Hier mahnt die EKD: „Unbeschadet des klaren und richtigen
Eintretens für die Rechte von Minderheiten und Geflüchteten müssen wir
wahrnehmen, dass die Sorge angesichts des Wandels und der Herausforderungen,
die eine pluraler werdende Gesellschaft und gerade auch die
technologisch-ökonomischen Veränderungen mit sich bringen, bis in die
Leitungsebenen der evangelischen Kirchen hineinreicht.“
Die Botschaft des Evangeliums ist eminent politisch. Der erste und vornehmste Ort dieser politischen Praxis der Kirchen ist das Miteinander sehr unterschiedlicher Menschen in den Gemeinden. Die Kirchen mit ihrer tiefen und breiten sozialen Verankerung sollen und wollen damit Foren sein, auf denen Konflikte ausgetragen werden, Ängste gehört und bearbeitet werden. Denn die Kirche ist „mitverantwortlich für die politische Kultur unseres Landes und für die Gestaltung unseres Gemeinwesens“, wie die EKD richtigerweise schreibt.

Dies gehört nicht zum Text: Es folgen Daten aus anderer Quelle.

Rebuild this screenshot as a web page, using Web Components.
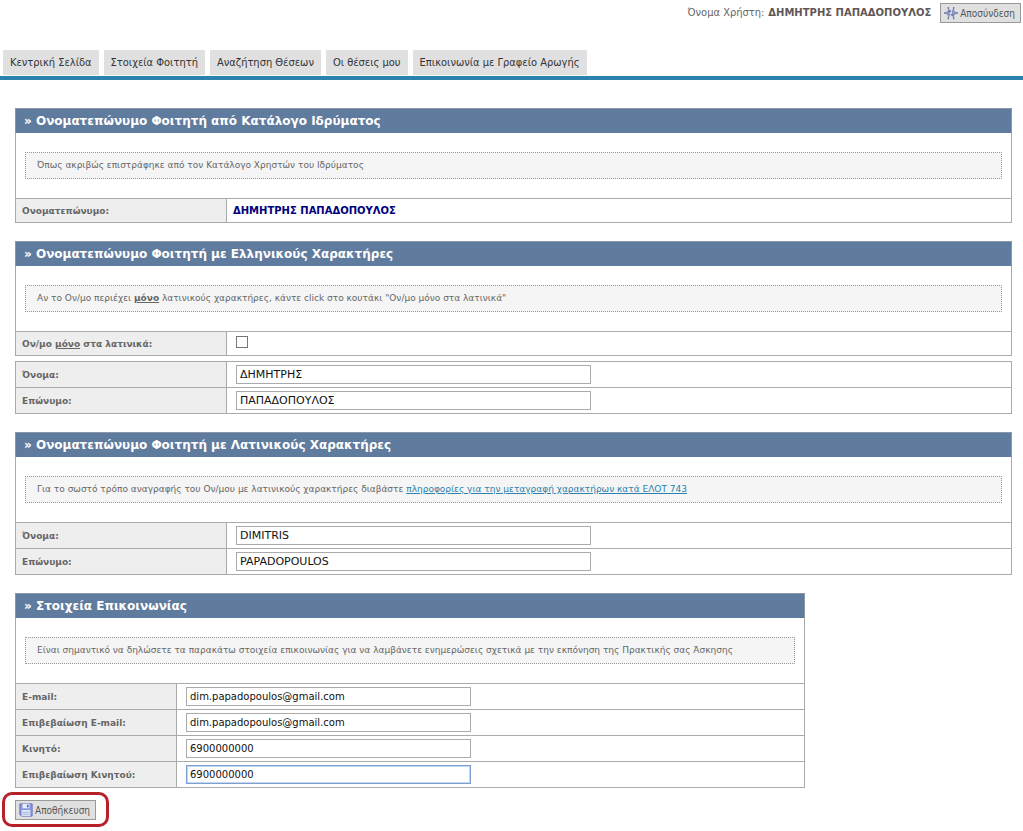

Die Demokratie ist mehr als
eine Regierungsform: Sie beschreibt, wie Bürgerinnen und Bürger ihre eigenen
Interessen und Freiheiten mit den Vorstellungen anderer in einen für alle
förderlichen Ausgleich bringen können. Deshalb ist eine Demokratie nur stabil,
wenn sie eingebettet ist in eine politische Kultur, in der alle sich gegenseitig als Freie und Gleiche anerkennen und achten.
Kirchengemeinden haben hier eine besondere Chance, aber auch einen Auftrag.